I'm a lukewarm Jackie Chan fan. He’s been in some terrific films, notably Rush Hour and The Forbidden Kingdom, but he’s also been in a lot of movies that are stupid, including the Rush Hour sequels and the ghastly Around the World in 80 Days.

His newest film, The Spy Next Door, is positioned as a sort of kung fu version of Kindergarten Cop, where the running shtick is that he’s a superspy, but his cute neighbor Gillian (Amber Valletta) and her kids think he’s a bumbling salesman. The kids are puzzled by why Gillian is dating Bob Ho (Chan), as are we viewers, because there’s absolutely zero chemistry between them.

The fundamental problem is that it’s a Jackie Chan movie, not a family film, which is what it appears they started out making. Comic violence is marginally acceptable in a children’s action film, but it’s over the top here, including Jackie slamming a bad guy’s face down into a coffee table and other bad guys being thrown through windows, etc.

There are some elements that director Brian Levant nails. At one point the older daughter Farren (Madeline Carroll) yells “shotgun!” just to have her brother Ian (Will Shadley) argue that it’s his turn to be in the front. I hear that every week in my family!

The story is very modern, too: Gillian is a single mom whose ex has vanished, leaving her with her own two children, Ian and Nora (Alina Foley), along with stepdaughter Farren, who sits on the roof waiting for her real dad to reappear.
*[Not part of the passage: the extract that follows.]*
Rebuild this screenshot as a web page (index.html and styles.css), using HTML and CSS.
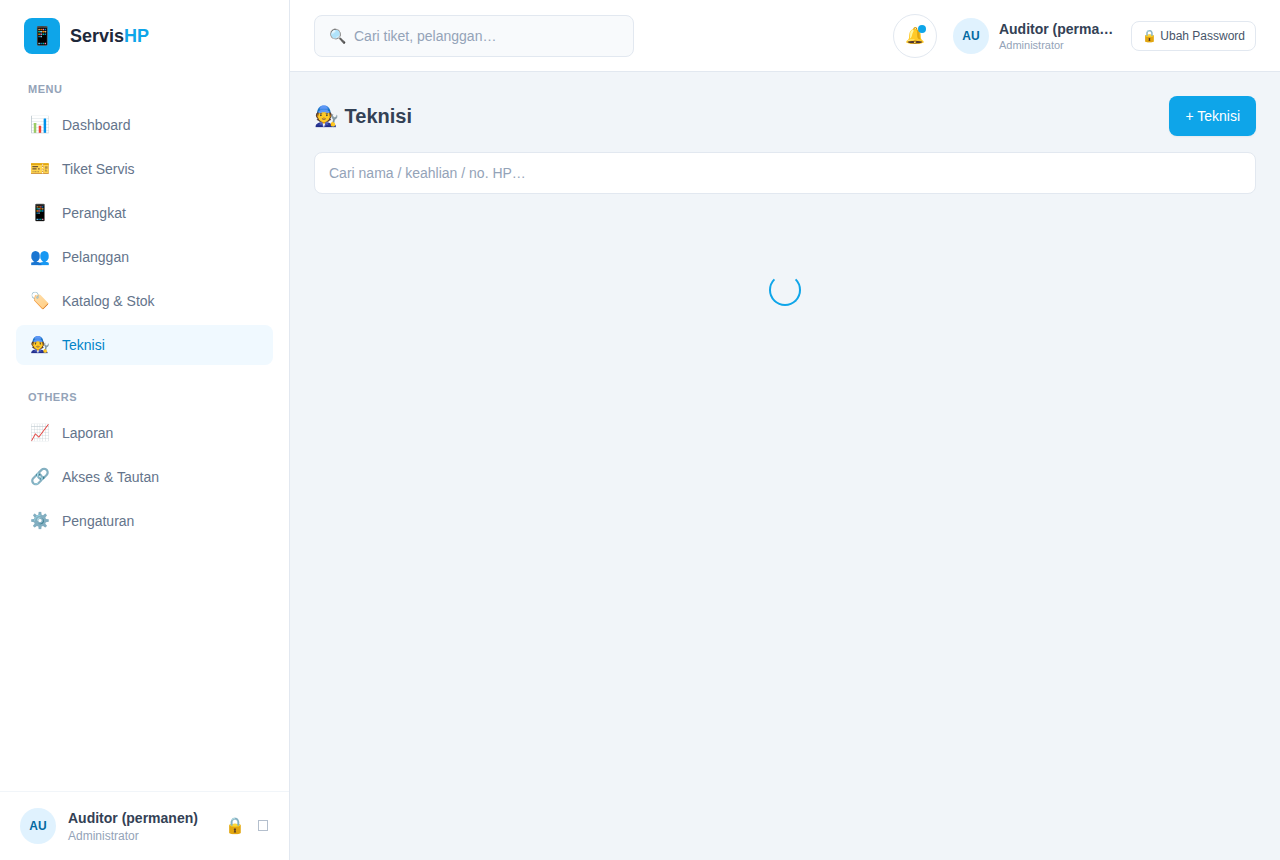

Meanwhile, Bob (Chan) is a spy on loan to the CIA from the Chinese and is working with Colton (Billy Ray Cyrus) and Glaze (George Lopez).

There are some funny lines in the film, including Bob saying, “I brought down dictators, how tough can three kids be?” And another when Farren describes Bob’s outfit as “fashion Armageddon.” There are even some great sight gags: Bob climbs on Gillian’s roof at one point and fixes her satellite dish reception by using his spy gear to reorient the satellite.

Still, it just doesn’t add up, the story is too incoherent, and the bad guys, Poldark (Magnus Scheving) and his evil gal sidekick Creel (Katherine Boecher) are ghastly even in a film that’s absolutely full of poor acting.

This is the kind of movie that feels like it started out as an idea for a few sight gags generated over a bottle of Chardonnay, and by the time it ended up in the screening room, too much money had gone into the production to axe it. Yes, there are some cute elements to the story and some good action sequences, but it’s a Jackie Chan movie awkwardly lobotomized to be what Hollywood thinks is appropriate children’s fare.

My recommendation? If you’re a hard-core Jackie Chan fan, The Spy Next Door is a good rental, but I really wouldn’t recommend paying to see it in the theater, and definitely don’t take your kids unless they’re fine with rather intense “comic violence” that felt way too violent for my tastes.